The problems or features are in the GCFE design.  This is an explanation of the situation:

1.  The GCFE has a single VDD (3.3V) relative to ground.
2.  The shaping amplifiers are biased off of ground by about 125 mV to improve small signal linearity.
3.  Output amplifiers are included to get full scale amplitude correct but the circuitry to remove the 125 mV bias pedestal created both power and complexity issues according to the chip designers - Dieter Freytag and Gunther Haller.  The useful Range is about 125 mV to 2500 mV.

4.  The voltage reference for the ADCs is 2500 mV so that full scale out of the GCFE is full scale on the ADC.  However, since the ADC has circuitry to work from 0 mV, our 125 mV baseline (pedestal) results in the loss of the lowest 5% of the ADC.  There is no way to compensate for this without floating something (either ADC or GCFE) relative to ground.  This is not so much a loss of dynamic range but a translation  in ADC space.

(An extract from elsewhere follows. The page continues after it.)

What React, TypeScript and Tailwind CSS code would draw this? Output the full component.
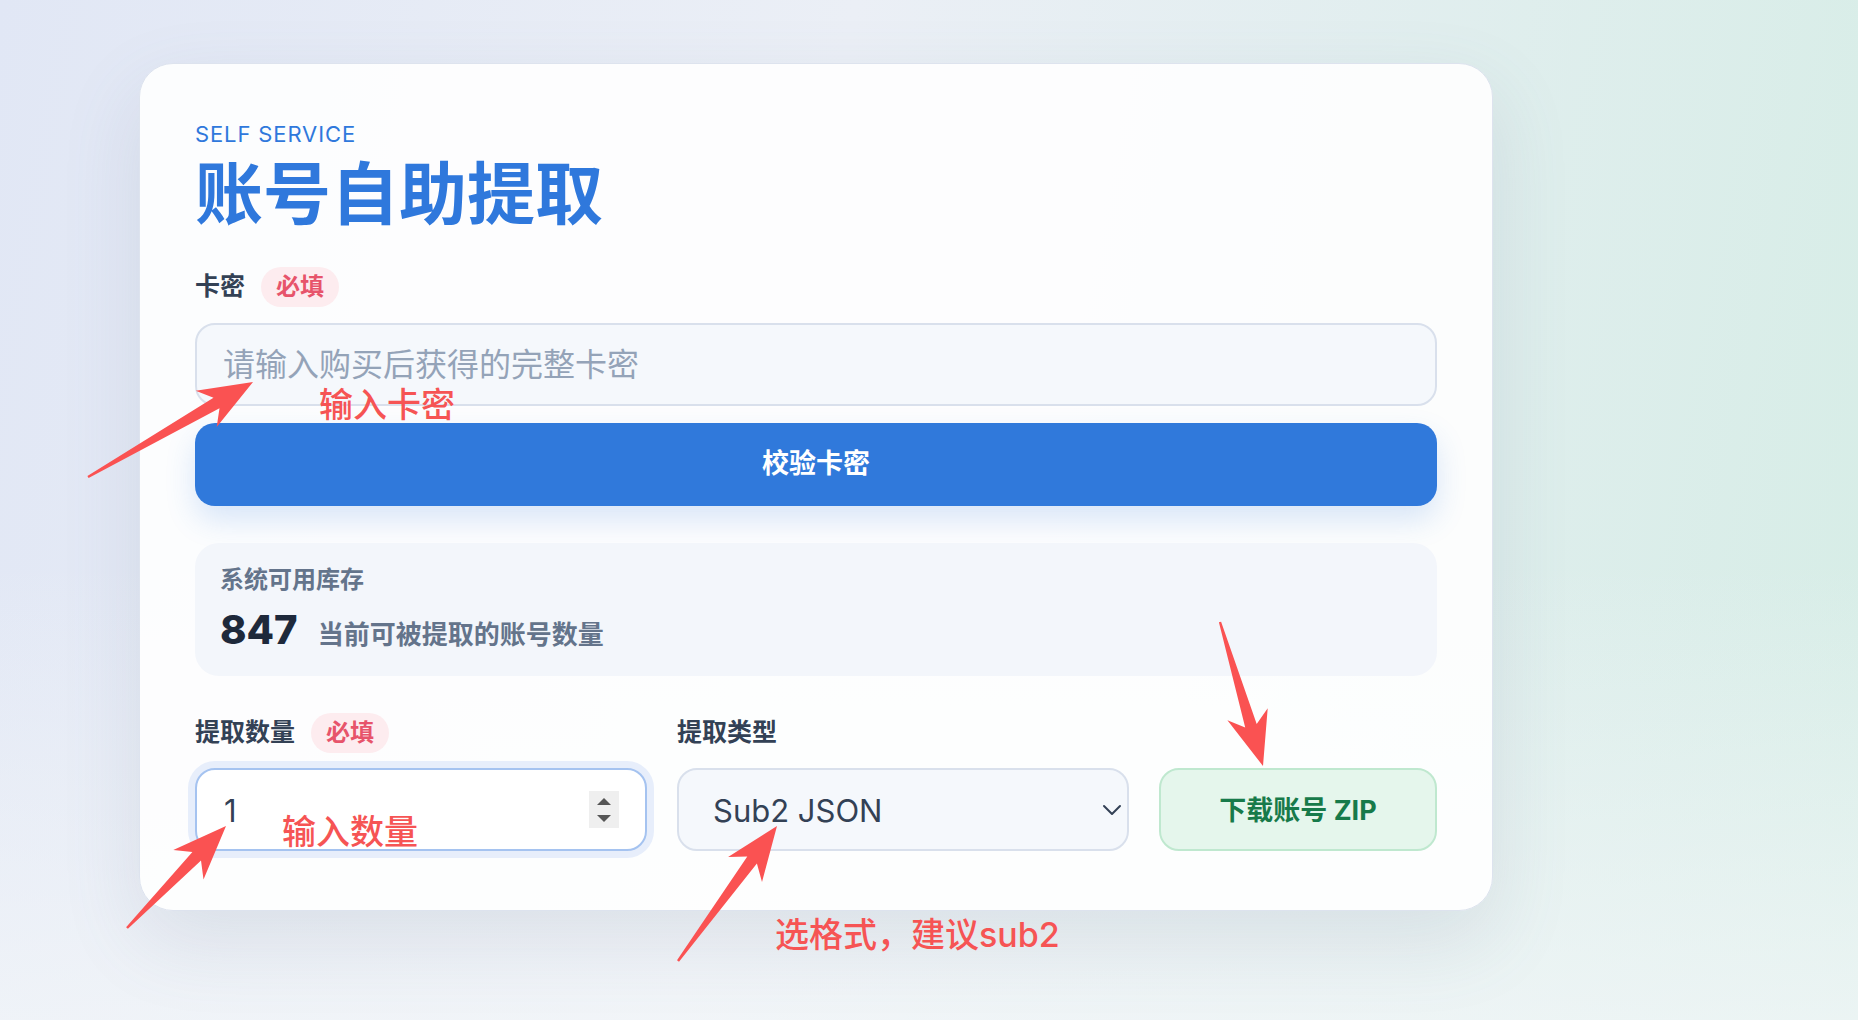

5.  For the LEX8 and HEX8 ranges, this pedestal gets even worse because it is transferred thru switched capacator amplification circuit with varying leakage currents and switching characteristics that cause dramatic variation in LEX8 and HEX8 pedestal values from chip to chip.  LEX8/HEX8 pedestals vary in the range of 200 to 800 ADC tics (~ 100 to 400 mV).  The LEX1 and HEX1 pedestals are much better behaved around 200 ADC tics.

6.  The dynamic range for CAL is limited by noise on the low end and by overall system gain at the high end.   The original design was to get to 100 GeV in a single log.  Two things intervened after that - the CAL log got thinner (15%) and the light yield of the CDEs turned out to be 30 - 40% higher than expected.  By selecting the lowest commandable gain on the GCFE we get to around 70GeV.  Simulations show that this is mostly OK.

I believe that we want to be able to measure the full pedestal distribution - it's a good measure for tracking the noise.